▶ _GIVEN EXERCISE_
Take every line from the listing below that includes "code" and copy it.
——
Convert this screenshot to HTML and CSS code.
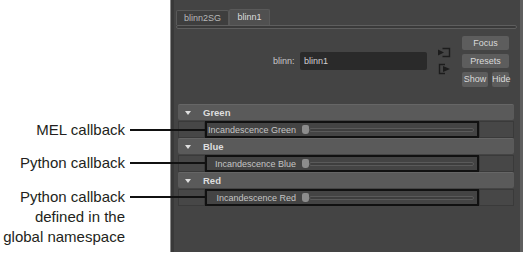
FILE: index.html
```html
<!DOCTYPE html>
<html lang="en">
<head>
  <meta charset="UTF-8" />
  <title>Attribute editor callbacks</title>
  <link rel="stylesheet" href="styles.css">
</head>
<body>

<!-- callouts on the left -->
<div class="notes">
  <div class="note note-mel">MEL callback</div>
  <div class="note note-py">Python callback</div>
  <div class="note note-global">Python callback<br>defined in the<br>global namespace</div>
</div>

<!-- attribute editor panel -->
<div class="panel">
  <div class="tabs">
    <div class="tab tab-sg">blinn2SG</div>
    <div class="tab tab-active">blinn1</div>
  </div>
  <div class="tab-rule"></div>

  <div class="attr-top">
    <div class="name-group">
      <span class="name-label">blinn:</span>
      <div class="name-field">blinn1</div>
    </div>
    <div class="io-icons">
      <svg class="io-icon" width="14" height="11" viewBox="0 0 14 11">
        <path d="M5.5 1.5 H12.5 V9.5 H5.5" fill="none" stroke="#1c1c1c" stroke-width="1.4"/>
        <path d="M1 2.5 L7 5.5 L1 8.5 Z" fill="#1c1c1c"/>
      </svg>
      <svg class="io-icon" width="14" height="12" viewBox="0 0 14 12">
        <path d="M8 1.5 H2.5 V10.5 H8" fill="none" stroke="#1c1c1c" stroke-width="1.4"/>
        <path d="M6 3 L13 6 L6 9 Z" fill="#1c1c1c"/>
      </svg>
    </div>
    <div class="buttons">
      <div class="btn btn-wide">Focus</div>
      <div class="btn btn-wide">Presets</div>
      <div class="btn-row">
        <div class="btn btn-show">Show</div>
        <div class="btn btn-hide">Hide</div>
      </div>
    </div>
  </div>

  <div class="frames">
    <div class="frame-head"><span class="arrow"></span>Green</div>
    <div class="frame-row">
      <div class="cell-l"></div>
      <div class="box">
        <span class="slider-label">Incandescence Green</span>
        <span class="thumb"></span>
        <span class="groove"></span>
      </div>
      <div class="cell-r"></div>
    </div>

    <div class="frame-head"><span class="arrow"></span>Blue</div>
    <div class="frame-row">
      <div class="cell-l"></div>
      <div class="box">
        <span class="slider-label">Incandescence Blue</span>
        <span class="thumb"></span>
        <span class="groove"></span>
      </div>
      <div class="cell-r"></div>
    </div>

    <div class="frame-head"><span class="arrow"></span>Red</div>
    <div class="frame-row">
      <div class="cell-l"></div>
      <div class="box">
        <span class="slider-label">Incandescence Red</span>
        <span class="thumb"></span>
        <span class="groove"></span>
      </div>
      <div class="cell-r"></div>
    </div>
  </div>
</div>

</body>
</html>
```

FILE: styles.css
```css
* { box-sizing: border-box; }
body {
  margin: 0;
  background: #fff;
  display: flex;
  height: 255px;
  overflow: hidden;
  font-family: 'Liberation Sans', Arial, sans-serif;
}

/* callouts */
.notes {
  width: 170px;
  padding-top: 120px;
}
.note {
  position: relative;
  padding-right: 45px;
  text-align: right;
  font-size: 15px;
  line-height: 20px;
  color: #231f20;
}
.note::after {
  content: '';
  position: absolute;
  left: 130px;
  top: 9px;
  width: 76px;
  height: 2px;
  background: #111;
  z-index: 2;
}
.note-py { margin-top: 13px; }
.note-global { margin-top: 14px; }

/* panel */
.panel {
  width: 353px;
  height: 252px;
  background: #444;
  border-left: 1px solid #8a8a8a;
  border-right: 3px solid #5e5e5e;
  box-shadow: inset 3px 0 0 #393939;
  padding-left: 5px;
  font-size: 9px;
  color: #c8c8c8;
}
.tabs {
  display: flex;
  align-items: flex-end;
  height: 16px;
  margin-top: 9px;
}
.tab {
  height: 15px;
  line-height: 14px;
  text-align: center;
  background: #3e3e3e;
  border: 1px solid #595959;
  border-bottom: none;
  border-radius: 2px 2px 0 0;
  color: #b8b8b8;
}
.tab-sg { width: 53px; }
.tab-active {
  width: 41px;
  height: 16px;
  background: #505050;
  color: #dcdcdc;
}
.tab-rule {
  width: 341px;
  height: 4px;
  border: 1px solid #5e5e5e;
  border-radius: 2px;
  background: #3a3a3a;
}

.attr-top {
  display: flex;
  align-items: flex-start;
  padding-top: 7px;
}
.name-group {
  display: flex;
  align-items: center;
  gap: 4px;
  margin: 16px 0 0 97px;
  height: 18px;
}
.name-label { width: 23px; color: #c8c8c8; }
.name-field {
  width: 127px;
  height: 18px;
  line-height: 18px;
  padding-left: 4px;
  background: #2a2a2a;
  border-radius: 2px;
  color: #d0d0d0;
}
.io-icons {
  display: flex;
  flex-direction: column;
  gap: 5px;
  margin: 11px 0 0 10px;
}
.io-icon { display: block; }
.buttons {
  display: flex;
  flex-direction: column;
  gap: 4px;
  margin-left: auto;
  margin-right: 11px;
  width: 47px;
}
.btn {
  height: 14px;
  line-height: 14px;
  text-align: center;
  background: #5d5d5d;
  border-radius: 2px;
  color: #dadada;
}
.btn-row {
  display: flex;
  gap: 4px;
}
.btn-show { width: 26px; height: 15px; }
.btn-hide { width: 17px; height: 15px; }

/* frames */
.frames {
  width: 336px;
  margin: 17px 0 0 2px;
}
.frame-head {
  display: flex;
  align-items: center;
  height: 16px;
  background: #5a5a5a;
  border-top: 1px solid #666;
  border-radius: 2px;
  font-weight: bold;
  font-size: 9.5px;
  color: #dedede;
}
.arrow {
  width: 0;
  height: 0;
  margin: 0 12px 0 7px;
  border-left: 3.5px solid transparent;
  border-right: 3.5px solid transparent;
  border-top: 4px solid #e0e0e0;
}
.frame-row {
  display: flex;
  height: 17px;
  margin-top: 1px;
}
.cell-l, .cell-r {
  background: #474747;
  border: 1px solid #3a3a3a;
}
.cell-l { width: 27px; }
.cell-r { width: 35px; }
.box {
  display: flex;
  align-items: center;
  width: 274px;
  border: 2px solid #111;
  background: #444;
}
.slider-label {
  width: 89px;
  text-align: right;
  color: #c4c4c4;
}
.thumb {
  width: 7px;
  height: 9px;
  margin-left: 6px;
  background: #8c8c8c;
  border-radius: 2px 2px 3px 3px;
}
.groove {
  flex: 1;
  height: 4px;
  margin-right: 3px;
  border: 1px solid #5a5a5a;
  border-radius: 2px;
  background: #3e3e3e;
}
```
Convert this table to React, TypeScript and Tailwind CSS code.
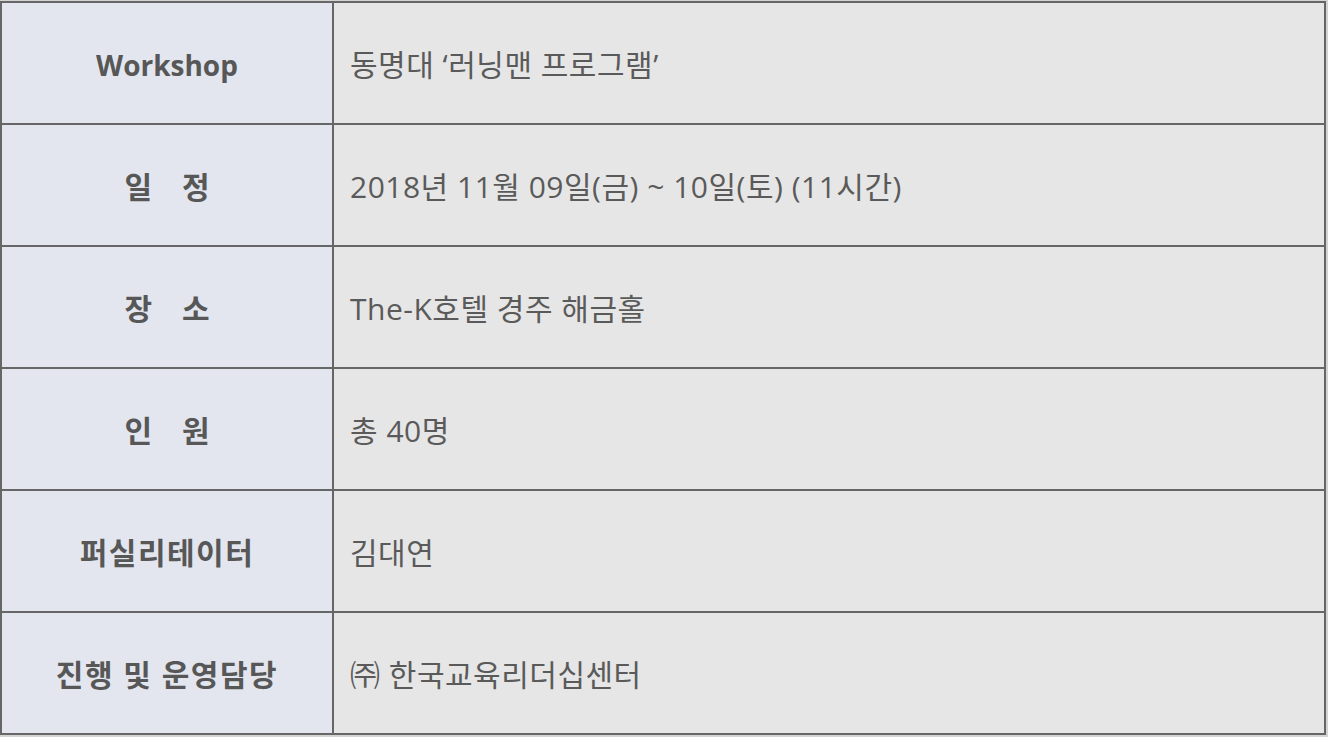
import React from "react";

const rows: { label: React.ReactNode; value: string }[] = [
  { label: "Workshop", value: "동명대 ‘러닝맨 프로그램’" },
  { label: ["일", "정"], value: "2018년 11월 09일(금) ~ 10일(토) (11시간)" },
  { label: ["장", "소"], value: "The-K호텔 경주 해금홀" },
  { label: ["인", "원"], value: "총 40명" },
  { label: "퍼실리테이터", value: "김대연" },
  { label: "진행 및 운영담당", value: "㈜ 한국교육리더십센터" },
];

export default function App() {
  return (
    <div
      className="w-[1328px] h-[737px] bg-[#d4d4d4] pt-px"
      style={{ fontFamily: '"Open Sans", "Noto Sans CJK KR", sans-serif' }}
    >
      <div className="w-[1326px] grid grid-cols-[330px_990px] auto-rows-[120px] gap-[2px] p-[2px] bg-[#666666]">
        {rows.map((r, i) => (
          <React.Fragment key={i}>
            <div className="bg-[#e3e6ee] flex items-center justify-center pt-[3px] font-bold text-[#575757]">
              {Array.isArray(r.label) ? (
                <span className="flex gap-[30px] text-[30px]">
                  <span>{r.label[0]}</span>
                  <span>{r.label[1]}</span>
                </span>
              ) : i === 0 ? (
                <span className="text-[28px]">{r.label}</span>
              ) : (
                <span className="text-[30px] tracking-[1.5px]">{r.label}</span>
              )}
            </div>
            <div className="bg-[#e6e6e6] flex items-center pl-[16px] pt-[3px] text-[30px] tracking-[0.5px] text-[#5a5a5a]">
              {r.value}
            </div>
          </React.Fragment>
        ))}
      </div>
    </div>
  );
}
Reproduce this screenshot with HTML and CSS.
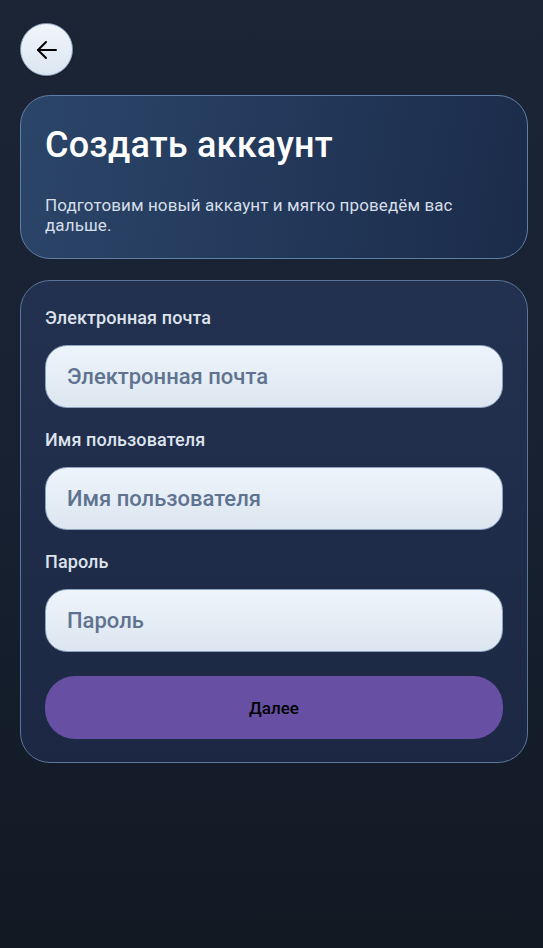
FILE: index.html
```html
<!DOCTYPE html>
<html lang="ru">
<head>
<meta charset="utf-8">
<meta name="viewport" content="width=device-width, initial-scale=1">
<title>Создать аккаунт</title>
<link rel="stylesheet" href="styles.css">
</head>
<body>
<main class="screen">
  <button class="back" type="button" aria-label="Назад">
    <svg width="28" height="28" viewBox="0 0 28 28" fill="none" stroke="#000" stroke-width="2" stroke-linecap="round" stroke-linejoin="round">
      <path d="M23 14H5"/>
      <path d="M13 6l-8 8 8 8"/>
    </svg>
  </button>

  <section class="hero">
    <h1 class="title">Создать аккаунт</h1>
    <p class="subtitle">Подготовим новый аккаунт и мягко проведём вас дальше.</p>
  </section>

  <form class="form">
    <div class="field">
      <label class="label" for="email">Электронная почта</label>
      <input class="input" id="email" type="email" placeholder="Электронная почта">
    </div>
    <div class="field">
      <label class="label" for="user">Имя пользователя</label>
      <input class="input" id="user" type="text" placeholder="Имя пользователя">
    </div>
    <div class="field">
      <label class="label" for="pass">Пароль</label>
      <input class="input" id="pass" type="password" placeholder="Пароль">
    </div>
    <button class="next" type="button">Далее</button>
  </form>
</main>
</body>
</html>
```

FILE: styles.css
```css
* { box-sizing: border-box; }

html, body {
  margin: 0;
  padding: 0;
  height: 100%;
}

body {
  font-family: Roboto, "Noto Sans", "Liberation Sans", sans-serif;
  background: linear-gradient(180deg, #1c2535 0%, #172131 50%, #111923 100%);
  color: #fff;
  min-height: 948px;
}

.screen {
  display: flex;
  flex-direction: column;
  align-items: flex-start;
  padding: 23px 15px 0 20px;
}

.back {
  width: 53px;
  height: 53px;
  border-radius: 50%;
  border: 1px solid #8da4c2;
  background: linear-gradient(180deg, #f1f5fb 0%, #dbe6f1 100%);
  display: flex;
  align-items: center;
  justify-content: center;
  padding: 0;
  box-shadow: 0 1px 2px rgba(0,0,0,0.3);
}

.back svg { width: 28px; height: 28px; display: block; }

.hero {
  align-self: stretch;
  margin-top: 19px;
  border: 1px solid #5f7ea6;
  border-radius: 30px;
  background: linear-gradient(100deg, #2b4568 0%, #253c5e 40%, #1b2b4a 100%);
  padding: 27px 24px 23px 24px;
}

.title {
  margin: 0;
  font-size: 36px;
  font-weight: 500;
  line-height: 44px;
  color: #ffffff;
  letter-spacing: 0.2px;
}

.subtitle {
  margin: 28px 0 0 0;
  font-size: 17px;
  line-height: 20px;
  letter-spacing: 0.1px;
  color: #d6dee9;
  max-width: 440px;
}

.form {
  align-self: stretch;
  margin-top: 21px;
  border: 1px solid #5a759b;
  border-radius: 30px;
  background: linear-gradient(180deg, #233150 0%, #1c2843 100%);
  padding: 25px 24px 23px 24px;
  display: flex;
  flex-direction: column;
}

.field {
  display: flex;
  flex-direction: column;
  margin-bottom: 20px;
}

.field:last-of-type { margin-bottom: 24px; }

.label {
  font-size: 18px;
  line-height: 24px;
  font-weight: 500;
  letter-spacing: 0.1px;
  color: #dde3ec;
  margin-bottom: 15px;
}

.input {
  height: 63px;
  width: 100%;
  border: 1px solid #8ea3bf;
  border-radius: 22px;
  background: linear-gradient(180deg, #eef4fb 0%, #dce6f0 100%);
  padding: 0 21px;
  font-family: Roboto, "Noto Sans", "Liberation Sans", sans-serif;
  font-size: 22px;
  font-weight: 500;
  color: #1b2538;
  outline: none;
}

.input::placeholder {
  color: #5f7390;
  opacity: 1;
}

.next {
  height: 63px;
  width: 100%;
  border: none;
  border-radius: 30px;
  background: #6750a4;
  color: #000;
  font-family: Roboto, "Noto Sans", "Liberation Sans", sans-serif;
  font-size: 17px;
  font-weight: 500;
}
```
——
▶ _CORRECT OUTPUT_
Convert this screenshot to HTML and CSS code.
Convert this table to React, TypeScript and Tailwind CSS code.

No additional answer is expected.